The art of negotiation isn’t something many have mastered. It simply is not part of our day-to-day experience. When you walk into most retail operations (car dealerships might be the only exception), you expect to pay what the price tag says. Bigger market forces are supposed to dictate pricing and we usually expect sellers to make adjustments to remain competitive.
Market forces tend to play a limited role when gauging the overall economic impact of a vehicle crash. The cost of repairing or replacing your physical property is rather simple to assess. But if you’ve suffered physical injury in a crash, it’s much more difficult to nail down what your recovery is likely to cost. Yet, more often than not, personal injury claims settle out of court. Obtaining optimal compensation requires that you know what you will need, for how long, and have the help of a skilled negotiator on your side.
Filing Suit Isn’t Always Best
Aside from the immediate medical care that an injury victim needs, the common post-crash activity includes the making of a settlement offer. It should come from the insurance company representing the negligent party. While it might seem generous, the first offer rarely serves the victim’s best interests. The insurance company simply wants to close the case and the offer is the lowest it thinks the victim will accept. But that doesn’t mean you dash out and file a lawsuit.

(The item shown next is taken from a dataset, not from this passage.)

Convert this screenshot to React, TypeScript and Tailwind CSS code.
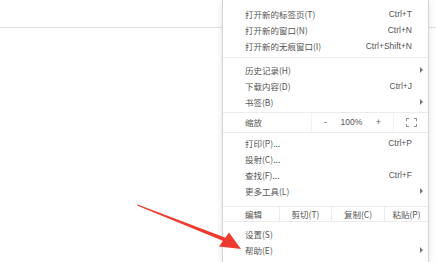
import React from 'react';

type Item = { label: string; shortcut?: string; sub?: boolean };

const font = { fontFamily: '"Noto Sans CJK SC", "Liberation Sans", sans-serif' };

const Row: React.FC<Item> = ({ label, shortcut, sub }) => (
  <div className="relative flex h-[16px] items-center justify-between pl-[22px] pr-[16px] text-[8.5px] text-[#555]">
    <span>{label}</span>
    {shortcut && <span className="font-['Liberation_Sans',sans-serif] text-[8.5px]">{shortcut}</span>}
    {sub && (
      <span className="absolute right-[5px] top-[5px] h-0 w-0 border-y-[3px] border-l-[3px] border-y-transparent border-l-[#777]" />
    )}
  </div>
);

const groupA: Item[] = [
  { label: '打开新的标签页(T)', shortcut: 'Ctrl+T' },
  { label: '打开新的窗口(N)', shortcut: 'Ctrl+N' },
  { label: '打开新的无痕窗口(I)', shortcut: 'Ctrl+Shift+N' },
];
const groupB: Item[] = [
  { label: '历史记录(H)', sub: true },
  { label: '下载内容(D)', shortcut: 'Ctrl+J' },
  { label: '书签(B)', sub: true },
];
const groupC: Item[] = [
  { label: '打印(P)...', shortcut: 'Ctrl+P' },
  { label: '投射(C)...' },
  { label: '查找(F)...', shortcut: 'Ctrl+F' },
  { label: '更多工具(L)', sub: true },
];
const groupD: Item[] = [
  { label: '设置(S)' },
  { label: '帮助(E)', sub: true },
];

export default function App() {
  return (
    <div className="relative h-[262px] w-[436px] overflow-hidden bg-white" style={font}>
      {/* page behind */}
      <div className="h-[28px] border-b border-[#dedede] bg-white" />
      <div className="absolute left-[339px] top-0 h-[3px] w-[5px] bg-[#e05050]" />
      <div className="absolute left-[413px] top-0 h-[2px] w-[8px] bg-[#d8d8d8]" />

      {/* chrome menu */}
      <div className="absolute left-[222px] top-0 flex h-[262px] w-[207px] flex-col border-x border-[#d4d4d4] bg-white pt-[6px] shadow-[0_2px_6px_rgba(0,0,0,0.12)]">
        {groupA.map(i => <Row key={i.label} {...i} />)}
        <div className="mb-[4px] mt-[3px] h-px bg-[#ececec]" />
        {groupB.map(i => <Row key={i.label} {...i} />)}

        <div className="mt-[2px] flex h-[21px] items-center border-y border-[#ececec] text-[8.5px] text-[#555]">
          <span className="w-[88px] pl-[22px]">缩放</span>
          <div className="flex h-full w-[83px] items-center justify-between border-x border-[#f2f2f2] px-[12px] font-['Liberation_Sans',sans-serif]">
            <span>-</span>
            <span>100%</span>
            <span>+</span>
          </div>
          <div className="flex flex-1 items-center justify-center">
            <svg width="11" height="9" viewBox="0 0 11 9" fill="none" stroke="#888" strokeWidth="1">
              <path d="M0.5 3V0.5H3M8 0.5H10.5V3M10.5 6V8.5H8M3 8.5H0.5V6" />
            </svg>
          </div>
        </div>

        <div className="h-[2px]" />
        {groupC.map(i => <Row key={i.label} {...i} />)}

        <div className="mt-[7px] flex h-[16px] items-center border-y border-[#ececec] text-[8.5px] text-[#555]">
          <span className="w-[56px] pl-[22px]">编辑</span>
          <span className="flex h-full w-[52px] items-center justify-center border-l border-[#ececec]">剪切(T)</span>
          <span className="flex h-full w-[53px] items-center justify-center border-l border-[#ececec]">复制(C)</span>
          <span className="flex h-full flex-1 items-center justify-center border-l border-[#ececec]">粘贴(P)</span>
        </div>

        <div className="h-[4px]" />
        {groupD.map(i => <Row key={i.label} {...i} />)}
      </div>

      {/* red annotation arrow */}
      <svg className="absolute left-0 top-0" width="436" height="262" viewBox="0 0 436 262">
        <path d="M137 204.3 L137.6 205.7 L227 242.5 L225 237.5 Z" fill="#ee3b2f" />
        <path d="M241 249 L219 246.5 L229 232.5 Z" fill="#ee3b2f" />
      </svg>
    </div>
  );
}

To be confident that your needs are met and rights protected, it makes sense to consult an experienced attorney to learn:
- How strong your legal case is
- The outcomes of similar cases, both through settlement and trial
- What specific challenges trying the case might pose
The legal logistics are just one aspect. Other questions that deserve to be asked include:
- How quickly can a settlement be reached?
- Is the likely award from a trial going to be adequate for the victim’s needs after costs?
- What are the long-term tax implications of any settlement?
- Negotiating requires to give and take. What are you willing to forego?
- Are you willing to endure the publicity a trial could generate?
These can be delicate but are necessary questions to address as part of the review of any injury case.